What is being asked - Print the entries below word for word; the pictures stay out of your copy.

Begin Records supplied

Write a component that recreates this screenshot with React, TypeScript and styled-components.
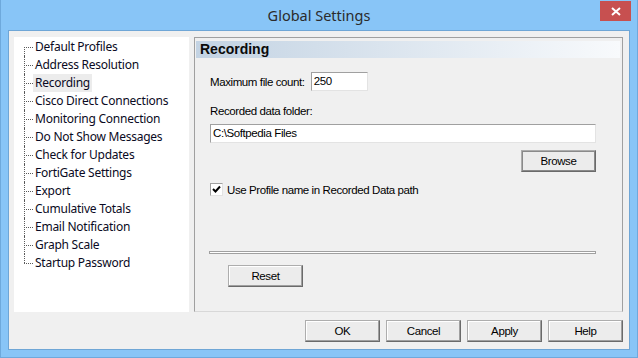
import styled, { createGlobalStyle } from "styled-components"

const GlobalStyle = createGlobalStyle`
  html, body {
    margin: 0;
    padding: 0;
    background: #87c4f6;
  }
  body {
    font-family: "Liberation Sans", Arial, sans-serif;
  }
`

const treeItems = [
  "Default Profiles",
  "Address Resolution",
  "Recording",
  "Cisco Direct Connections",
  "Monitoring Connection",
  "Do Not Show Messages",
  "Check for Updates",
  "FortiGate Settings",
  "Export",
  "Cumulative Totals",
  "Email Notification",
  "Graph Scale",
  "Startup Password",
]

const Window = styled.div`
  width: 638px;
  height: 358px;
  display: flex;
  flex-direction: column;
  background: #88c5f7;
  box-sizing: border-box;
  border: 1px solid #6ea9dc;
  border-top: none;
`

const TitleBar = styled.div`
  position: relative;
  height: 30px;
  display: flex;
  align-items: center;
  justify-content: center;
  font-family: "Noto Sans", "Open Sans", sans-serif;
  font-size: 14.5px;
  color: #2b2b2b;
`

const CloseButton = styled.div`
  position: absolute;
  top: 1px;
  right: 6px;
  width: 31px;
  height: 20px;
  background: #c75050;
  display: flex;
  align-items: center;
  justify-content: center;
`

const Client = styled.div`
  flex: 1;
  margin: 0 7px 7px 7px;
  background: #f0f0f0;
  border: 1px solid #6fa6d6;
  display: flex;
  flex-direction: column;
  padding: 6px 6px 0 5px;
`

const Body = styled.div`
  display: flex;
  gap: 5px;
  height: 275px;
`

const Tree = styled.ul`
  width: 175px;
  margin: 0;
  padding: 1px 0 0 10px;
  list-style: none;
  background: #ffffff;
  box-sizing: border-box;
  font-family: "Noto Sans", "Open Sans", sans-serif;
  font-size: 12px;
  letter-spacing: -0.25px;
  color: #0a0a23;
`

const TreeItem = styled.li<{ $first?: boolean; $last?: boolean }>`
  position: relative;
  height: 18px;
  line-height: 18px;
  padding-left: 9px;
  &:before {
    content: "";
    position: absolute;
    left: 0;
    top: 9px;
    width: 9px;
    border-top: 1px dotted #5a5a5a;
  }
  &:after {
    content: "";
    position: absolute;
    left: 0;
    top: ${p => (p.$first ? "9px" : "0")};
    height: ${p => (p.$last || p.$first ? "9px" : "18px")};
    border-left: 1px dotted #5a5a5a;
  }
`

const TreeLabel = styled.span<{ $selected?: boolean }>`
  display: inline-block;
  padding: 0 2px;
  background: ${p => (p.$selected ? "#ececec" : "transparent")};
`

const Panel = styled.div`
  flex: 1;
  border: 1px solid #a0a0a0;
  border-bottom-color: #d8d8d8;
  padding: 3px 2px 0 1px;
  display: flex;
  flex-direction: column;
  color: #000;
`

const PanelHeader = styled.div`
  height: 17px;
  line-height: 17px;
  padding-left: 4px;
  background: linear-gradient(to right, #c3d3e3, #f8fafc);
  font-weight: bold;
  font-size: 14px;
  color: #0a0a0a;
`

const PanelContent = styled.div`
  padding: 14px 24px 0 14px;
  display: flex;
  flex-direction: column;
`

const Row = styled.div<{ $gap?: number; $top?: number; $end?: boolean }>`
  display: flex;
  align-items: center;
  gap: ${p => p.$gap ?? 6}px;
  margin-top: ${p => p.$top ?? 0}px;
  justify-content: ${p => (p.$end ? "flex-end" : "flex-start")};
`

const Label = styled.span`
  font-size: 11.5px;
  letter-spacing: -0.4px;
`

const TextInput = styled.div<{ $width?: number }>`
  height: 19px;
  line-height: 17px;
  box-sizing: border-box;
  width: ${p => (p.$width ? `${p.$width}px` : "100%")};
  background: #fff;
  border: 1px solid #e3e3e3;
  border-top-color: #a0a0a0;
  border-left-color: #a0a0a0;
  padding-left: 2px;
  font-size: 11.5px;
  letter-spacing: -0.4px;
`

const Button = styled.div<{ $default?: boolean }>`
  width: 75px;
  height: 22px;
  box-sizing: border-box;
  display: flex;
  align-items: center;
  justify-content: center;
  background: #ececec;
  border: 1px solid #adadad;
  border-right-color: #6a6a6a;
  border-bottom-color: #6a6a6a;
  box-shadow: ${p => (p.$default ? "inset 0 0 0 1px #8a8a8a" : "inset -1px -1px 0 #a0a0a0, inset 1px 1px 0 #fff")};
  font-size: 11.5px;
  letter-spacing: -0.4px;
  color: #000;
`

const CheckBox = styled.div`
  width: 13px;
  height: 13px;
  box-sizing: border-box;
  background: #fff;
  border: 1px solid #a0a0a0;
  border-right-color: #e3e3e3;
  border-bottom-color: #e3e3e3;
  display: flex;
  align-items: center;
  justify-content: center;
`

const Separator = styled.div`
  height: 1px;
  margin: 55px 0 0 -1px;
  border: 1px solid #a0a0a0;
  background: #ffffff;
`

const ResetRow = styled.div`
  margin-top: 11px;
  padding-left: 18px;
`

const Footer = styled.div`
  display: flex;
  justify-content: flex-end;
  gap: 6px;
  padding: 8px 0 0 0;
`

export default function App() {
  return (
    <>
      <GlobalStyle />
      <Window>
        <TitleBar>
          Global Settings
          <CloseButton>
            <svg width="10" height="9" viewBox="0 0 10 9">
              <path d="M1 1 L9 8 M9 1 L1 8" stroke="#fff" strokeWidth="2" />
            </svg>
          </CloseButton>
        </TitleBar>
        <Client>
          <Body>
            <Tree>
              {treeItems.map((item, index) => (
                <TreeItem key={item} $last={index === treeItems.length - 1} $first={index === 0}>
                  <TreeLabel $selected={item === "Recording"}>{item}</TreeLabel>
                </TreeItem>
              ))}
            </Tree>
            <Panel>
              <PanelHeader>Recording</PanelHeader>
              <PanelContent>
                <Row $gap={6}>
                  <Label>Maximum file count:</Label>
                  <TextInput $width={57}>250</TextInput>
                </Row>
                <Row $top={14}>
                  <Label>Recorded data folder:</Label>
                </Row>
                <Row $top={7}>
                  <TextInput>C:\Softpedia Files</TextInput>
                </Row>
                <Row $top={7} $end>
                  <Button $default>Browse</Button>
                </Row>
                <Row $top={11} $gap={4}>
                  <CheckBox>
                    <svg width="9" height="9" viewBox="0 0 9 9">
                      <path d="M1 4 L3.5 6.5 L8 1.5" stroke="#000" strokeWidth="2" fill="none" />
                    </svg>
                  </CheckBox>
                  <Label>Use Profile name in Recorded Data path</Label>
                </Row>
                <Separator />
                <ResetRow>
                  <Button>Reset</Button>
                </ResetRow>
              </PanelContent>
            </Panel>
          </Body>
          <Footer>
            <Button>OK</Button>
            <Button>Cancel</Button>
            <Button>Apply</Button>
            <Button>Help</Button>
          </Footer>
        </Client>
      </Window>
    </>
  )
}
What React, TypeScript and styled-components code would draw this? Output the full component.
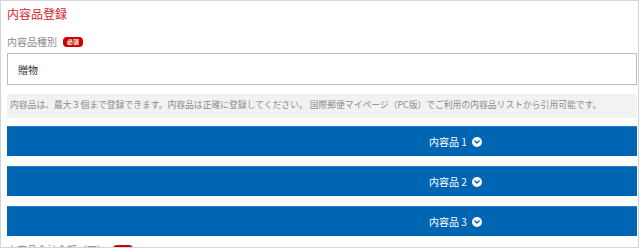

End Records supplied

Response -
Write a component that recreates this screenshot with React, TypeScript and styled-components.
import styled, { createGlobalStyle } from "styled-components"

const GlobalStyle = createGlobalStyle`
  html, body {
    margin: 0;
    padding: 0;
    background: #87c4f6;
  }
  body {
    font-family: "Liberation Sans", Arial, sans-serif;
  }
`

const treeItems = [
  "Default Profiles",
  "Address Resolution",
  "Recording",
  "Cisco Direct Connections",
  "Monitoring Connection",
  "Do Not Show Messages",
  "Check for Updates",
  "FortiGate Settings",
  "Export",
  "Cumulative Totals",
  "Email Notification",
  "Graph Scale",
  "Startup Password",
]

const Window = styled.div`
  width: 638px;
  height: 358px;
  display: flex;
  flex-direction: column;
  background: #88c5f7;
  box-sizing: border-box;
  border: 1px solid #6ea9dc;
  border-top: none;
`

const TitleBar = styled.div`
  position: relative;
  height: 30px;
  display: flex;
  align-items: center;
  justify-content: center;
  font-family: "Noto Sans", "Open Sans", sans-serif;
  font-size: 14.5px;
  color: #2b2b2b;
`

const CloseButton = styled.div`
  position: absolute;
  top: 1px;
  right: 6px;
  width: 31px;
  height: 20px;
  background: #c75050;
  display: flex;
  align-items: center;
  justify-content: center;
`

const Client = styled.div`
  flex: 1;
  margin: 0 7px 7px 7px;
  background: #f0f0f0;
  border: 1px solid #6fa6d6;
  display: flex;
  flex-direction: column;
  padding: 6px 6px 0 5px;
`

const Body = styled.div`
  display: flex;
  gap: 5px;
  height: 275px;
`

const Tree = styled.ul`
  width: 175px;
  margin: 0;
  padding: 1px 0 0 10px;
  list-style: none;
  background: #ffffff;
  box-sizing: border-box;
  font-family: "Noto Sans", "Open Sans", sans-serif;
  font-size: 12px;
  letter-spacing: -0.25px;
  color: #0a0a23;
`

const TreeItem = styled.li<{ $first?: boolean; $last?: boolean }>`
  position: relative;
  height: 18px;
  line-height: 18px;
  padding-left: 9px;
  &:before {
    content: "";
    position: absolute;
    left: 0;
    top: 9px;
    width: 9px;
    border-top: 1px dotted #5a5a5a;
  }
  &:after {
    content: "";
    position: absolute;
    left: 0;
    top: ${p => (p.$first ? "9px" : "0")};
    height: ${p => (p.$last || p.$first ? "9px" : "18px")};
    border-left: 1px dotted #5a5a5a;
  }
`

const TreeLabel = styled.span<{ $selected?: boolean }>`
  display: inline-block;
  padding: 0 2px;
  background: ${p => (p.$selected ? "#ececec" : "transparent")};
`

const Panel = styled.div`
  flex: 1;
  border: 1px solid #a0a0a0;
  border-bottom-color: #d8d8d8;
  padding: 3px 2px 0 1px;
  display: flex;
  flex-direction: column;
  color: #000;
`

const PanelHeader = styled.div`
  height: 17px;
  line-height: 17px;
  padding-left: 4px;
  background: linear-gradient(to right, #c3d3e3, #f8fafc);
  font-weight: bold;
  font-size: 14px;
  color: #0a0a0a;
`

const PanelContent = styled.div`
  padding: 14px 24px 0 14px;
  display: flex;
  flex-direction: column;
`

const Row = styled.div<{ $gap?: number; $top?: number; $end?: boolean }>`
  display: flex;
  align-items: center;
  gap: ${p => p.$gap ?? 6}px;
  margin-top: ${p => p.$top ?? 0}px;
  justify-content: ${p => (p.$end ? "flex-end" : "flex-start")};
`

const Label = styled.span`
  font-size: 11.5px;
  letter-spacing: -0.4px;
`

const TextInput = styled.div<{ $width?: number }>`
  height: 19px;
  line-height: 17px;
  box-sizing: border-box;
  width: ${p => (p.$width ? `${p.$width}px` : "100%")};
  background: #fff;
  border: 1px solid #e3e3e3;
  border-top-color: #a0a0a0;
  border-left-color: #a0a0a0;
  padding-left: 2px;
  font-size: 11.5px;
  letter-spacing: -0.4px;
`

const Button = styled.div<{ $default?: boolean }>`
  width: 75px;
  height: 22px;
  box-sizing: border-box;
  display: flex;
  align-items: center;
  justify-content: center;
  background: #ececec;
  border: 1px solid #adadad;
  border-right-color: #6a6a6a;
  border-bottom-color: #6a6a6a;
  box-shadow: ${p => (p.$default ? "inset 0 0 0 1px #8a8a8a" : "inset -1px -1px 0 #a0a0a0, inset 1px 1px 0 #fff")};
  font-size: 11.5px;
  letter-spacing: -0.4px;
  color: #000;
`

const CheckBox = styled.div`
  width: 13px;
  height: 13px;
  box-sizing: border-box;
  background: #fff;
  border: 1px solid #a0a0a0;
  border-right-color: #e3e3e3;
  border-bottom-color: #e3e3e3;
  display: flex;
  align-items: center;
  justify-content: center;
`

const Separator = styled.div`
  height: 1px;
  margin: 55px 0 0 -1px;
  border: 1px solid #a0a0a0;
  background: #ffffff;
`

const ResetRow = styled.div`
  margin-top: 11px;
  padding-left: 18px;
`

const Footer = styled.div`
  display: flex;
  justify-content: flex-end;
  gap: 6px;
  padding: 8px 0 0 0;
`

export default function App() {
  return (
    <>
      <GlobalStyle />
      <Window>
        <TitleBar>
          Global Settings
          <CloseButton>
            <svg width="10" height="9" viewBox="0 0 10 9">
              <path d="M1 1 L9 8 M9 1 L1 8" stroke="#fff" strokeWidth="2" />
            </svg>
          </CloseButton>
        </TitleBar>
        <Client>
          <Body>
            <Tree>
              {treeItems.map((item, index) => (
                <TreeItem key={item} $last={index === treeItems.length - 1} $first={index === 0}>
                  <TreeLabel $selected={item === "Recording"}>{item}</TreeLabel>
                </TreeItem>
              ))}
            </Tree>
            <Panel>
              <PanelHeader>Recording</PanelHeader>
              <PanelContent>
                <Row $gap={6}>
                  <Label>Maximum file count:</Label>
                  <TextInput $width={57}>250</TextInput>
                </Row>
                <Row $top={14}>
                  <Label>Recorded data folder:</Label>
                </Row>
                <Row $top={7}>
                  <TextInput>C:\Softpedia Files</TextInput>
                </Row>
                <Row $top={7} $end>
                  <Button $default>Browse</Button>
                </Row>
                <Row $top={11} $gap={4}>
                  <CheckBox>
                    <svg width="9" height="9" viewBox="0 0 9 9">
                      <path d="M1 4 L3.5 6.5 L8 1.5" stroke="#000" strokeWidth="2" fill="none" />
                    </svg>
                  </CheckBox>
                  <Label>Use Profile name in Recorded Data path</Label>
                </Row>
                <Separator />
                <ResetRow>
                  <Button>Reset</Button>
                </ResetRow>
              </PanelContent>
            </Panel>
          </Body>
          <Footer>
            <Button>OK</Button>
            <Button>Cancel</Button>
            <Button>Apply</Button>
            <Button>Help</Button>
          </Footer>
        </Client>
      </Window>
    </>
  )
}
What React, TypeScript and styled-components code would draw this? Output the full component.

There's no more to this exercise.